- _Exercise requirements_:
Pull every line holding the string "this" from the records below.

___ Data for the task ___

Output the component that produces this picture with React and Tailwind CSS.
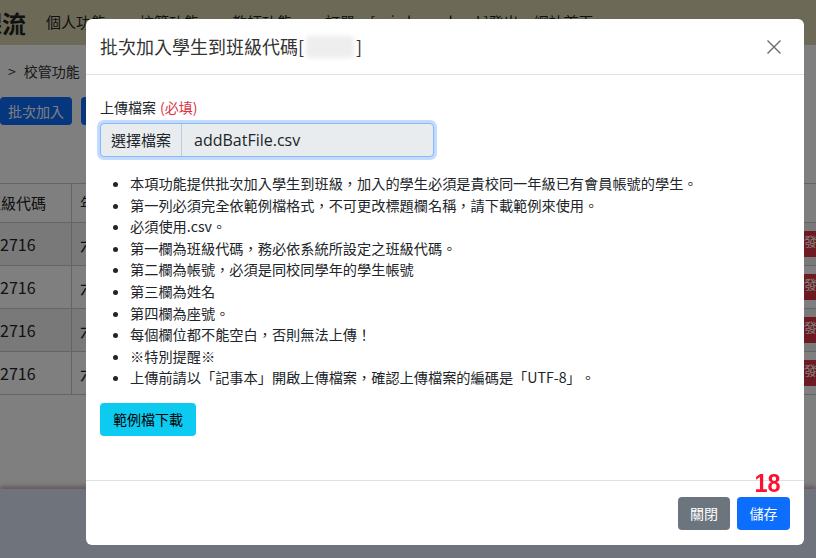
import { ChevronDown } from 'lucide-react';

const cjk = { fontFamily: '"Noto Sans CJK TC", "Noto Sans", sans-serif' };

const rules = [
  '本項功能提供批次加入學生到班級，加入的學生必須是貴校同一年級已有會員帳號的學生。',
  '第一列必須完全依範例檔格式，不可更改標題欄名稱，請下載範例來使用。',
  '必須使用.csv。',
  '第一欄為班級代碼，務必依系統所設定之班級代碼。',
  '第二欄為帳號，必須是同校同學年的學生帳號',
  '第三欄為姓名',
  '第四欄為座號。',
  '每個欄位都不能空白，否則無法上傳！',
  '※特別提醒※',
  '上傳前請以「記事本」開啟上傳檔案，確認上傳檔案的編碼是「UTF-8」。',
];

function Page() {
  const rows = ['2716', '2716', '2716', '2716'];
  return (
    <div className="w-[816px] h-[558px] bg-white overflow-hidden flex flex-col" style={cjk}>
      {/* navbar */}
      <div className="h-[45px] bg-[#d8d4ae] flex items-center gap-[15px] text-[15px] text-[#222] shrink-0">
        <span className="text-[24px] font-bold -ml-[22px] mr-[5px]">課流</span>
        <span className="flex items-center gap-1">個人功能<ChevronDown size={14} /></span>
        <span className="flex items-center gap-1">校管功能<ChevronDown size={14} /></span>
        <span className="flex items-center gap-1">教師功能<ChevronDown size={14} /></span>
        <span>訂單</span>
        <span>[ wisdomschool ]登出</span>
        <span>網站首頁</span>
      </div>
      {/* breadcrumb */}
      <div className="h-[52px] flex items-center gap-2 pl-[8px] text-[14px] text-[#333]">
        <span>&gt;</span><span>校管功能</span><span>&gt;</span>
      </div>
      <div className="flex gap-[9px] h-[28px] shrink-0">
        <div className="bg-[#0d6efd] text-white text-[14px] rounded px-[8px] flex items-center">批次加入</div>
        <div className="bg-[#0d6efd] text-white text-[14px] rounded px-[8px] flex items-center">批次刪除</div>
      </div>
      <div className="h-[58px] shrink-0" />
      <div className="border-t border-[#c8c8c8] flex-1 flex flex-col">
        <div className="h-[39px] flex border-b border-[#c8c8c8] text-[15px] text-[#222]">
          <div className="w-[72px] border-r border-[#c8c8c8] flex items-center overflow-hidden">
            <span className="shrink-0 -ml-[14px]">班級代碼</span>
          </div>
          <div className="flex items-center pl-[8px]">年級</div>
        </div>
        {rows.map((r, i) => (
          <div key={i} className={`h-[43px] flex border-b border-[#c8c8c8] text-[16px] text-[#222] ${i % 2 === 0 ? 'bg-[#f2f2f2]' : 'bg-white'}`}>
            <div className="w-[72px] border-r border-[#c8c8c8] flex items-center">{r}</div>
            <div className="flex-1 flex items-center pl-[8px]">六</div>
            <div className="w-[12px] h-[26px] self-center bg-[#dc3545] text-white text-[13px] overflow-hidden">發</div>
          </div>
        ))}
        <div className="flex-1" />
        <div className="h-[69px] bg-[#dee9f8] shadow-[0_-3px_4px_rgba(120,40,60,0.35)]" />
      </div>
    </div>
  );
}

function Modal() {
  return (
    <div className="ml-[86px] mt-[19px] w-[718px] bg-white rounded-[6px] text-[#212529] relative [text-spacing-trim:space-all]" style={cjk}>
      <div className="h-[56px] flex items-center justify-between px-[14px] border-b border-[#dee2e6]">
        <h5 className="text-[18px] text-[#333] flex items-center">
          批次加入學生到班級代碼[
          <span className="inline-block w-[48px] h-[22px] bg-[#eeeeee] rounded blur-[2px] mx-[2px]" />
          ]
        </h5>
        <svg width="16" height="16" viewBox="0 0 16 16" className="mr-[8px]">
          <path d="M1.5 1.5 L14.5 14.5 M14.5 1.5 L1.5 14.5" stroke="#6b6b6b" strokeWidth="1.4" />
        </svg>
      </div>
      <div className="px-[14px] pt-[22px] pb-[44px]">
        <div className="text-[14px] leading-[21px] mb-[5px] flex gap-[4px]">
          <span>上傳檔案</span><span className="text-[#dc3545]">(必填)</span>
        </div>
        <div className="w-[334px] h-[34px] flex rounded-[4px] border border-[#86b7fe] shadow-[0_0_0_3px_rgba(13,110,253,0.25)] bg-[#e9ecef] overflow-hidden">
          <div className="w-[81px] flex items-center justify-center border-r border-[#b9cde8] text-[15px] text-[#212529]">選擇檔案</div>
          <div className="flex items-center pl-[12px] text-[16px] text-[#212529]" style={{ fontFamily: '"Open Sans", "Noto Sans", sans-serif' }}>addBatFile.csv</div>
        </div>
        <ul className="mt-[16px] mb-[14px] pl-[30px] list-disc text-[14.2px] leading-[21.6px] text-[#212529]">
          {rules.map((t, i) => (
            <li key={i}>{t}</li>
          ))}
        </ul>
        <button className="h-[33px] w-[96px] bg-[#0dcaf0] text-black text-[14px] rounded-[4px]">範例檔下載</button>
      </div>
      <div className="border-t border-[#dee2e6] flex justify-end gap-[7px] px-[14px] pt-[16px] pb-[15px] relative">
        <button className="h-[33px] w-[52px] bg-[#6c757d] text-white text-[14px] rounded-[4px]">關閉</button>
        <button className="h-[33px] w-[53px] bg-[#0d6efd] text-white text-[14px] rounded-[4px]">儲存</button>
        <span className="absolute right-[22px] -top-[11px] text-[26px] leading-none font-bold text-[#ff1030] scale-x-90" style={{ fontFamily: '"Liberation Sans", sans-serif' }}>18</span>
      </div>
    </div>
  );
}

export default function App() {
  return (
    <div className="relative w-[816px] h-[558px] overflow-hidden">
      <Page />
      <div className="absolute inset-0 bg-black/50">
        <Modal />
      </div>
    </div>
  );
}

___
___ Data for the task ___

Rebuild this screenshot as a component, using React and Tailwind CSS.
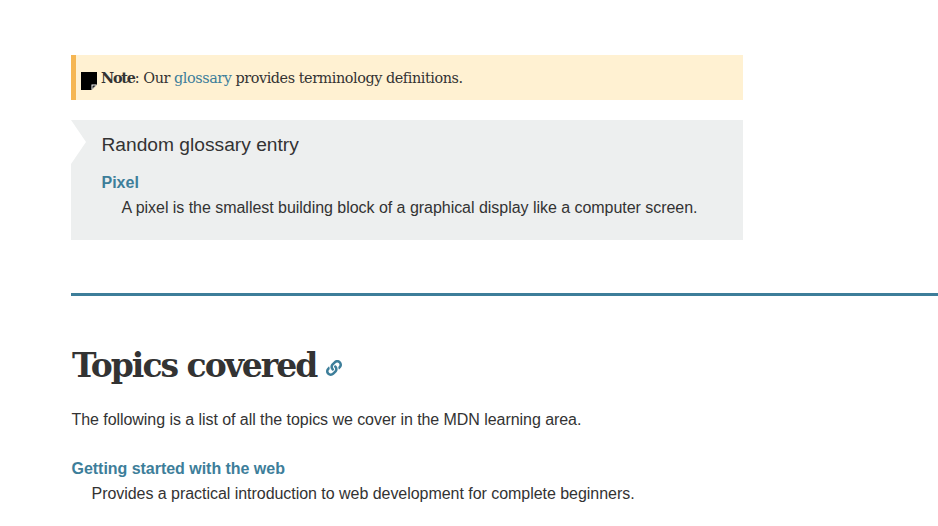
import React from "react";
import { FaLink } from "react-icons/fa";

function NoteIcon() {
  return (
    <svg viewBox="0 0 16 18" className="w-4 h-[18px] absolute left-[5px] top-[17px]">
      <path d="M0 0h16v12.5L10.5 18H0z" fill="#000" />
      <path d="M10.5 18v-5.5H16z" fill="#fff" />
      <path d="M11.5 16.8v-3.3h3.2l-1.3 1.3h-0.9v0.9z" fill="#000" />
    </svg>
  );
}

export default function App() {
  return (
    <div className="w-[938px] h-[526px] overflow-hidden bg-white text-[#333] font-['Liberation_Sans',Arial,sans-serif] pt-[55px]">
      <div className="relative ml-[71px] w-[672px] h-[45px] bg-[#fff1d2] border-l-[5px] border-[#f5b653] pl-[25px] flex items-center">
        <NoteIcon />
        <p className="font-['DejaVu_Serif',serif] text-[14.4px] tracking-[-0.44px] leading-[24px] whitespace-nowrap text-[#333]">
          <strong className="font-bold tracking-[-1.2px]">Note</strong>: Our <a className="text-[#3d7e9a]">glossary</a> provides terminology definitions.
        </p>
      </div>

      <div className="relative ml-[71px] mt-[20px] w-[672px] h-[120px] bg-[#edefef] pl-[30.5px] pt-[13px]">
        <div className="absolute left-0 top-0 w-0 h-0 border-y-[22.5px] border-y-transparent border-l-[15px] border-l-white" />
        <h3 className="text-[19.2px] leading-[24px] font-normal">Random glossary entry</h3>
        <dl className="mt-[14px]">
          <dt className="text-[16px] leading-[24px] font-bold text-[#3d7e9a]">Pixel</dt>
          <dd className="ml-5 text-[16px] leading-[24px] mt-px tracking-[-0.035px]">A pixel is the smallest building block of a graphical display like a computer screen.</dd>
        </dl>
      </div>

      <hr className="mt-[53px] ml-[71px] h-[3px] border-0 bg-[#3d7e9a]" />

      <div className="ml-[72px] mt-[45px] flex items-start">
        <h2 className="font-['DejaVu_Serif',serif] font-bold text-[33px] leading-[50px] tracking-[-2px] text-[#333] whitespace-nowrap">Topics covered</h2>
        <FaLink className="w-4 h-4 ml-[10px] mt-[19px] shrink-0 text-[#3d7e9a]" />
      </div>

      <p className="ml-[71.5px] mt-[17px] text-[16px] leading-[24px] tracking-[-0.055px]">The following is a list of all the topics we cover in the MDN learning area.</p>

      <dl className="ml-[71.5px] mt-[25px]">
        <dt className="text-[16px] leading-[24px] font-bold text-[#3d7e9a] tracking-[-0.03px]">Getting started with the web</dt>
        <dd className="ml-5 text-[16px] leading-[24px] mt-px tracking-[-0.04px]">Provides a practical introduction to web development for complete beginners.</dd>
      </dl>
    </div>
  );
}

___

- _Problem solution_:
Output the component that produces this picture with React and Tailwind CSS.
Rebuild this screenshot as a component, using React and Tailwind CSS.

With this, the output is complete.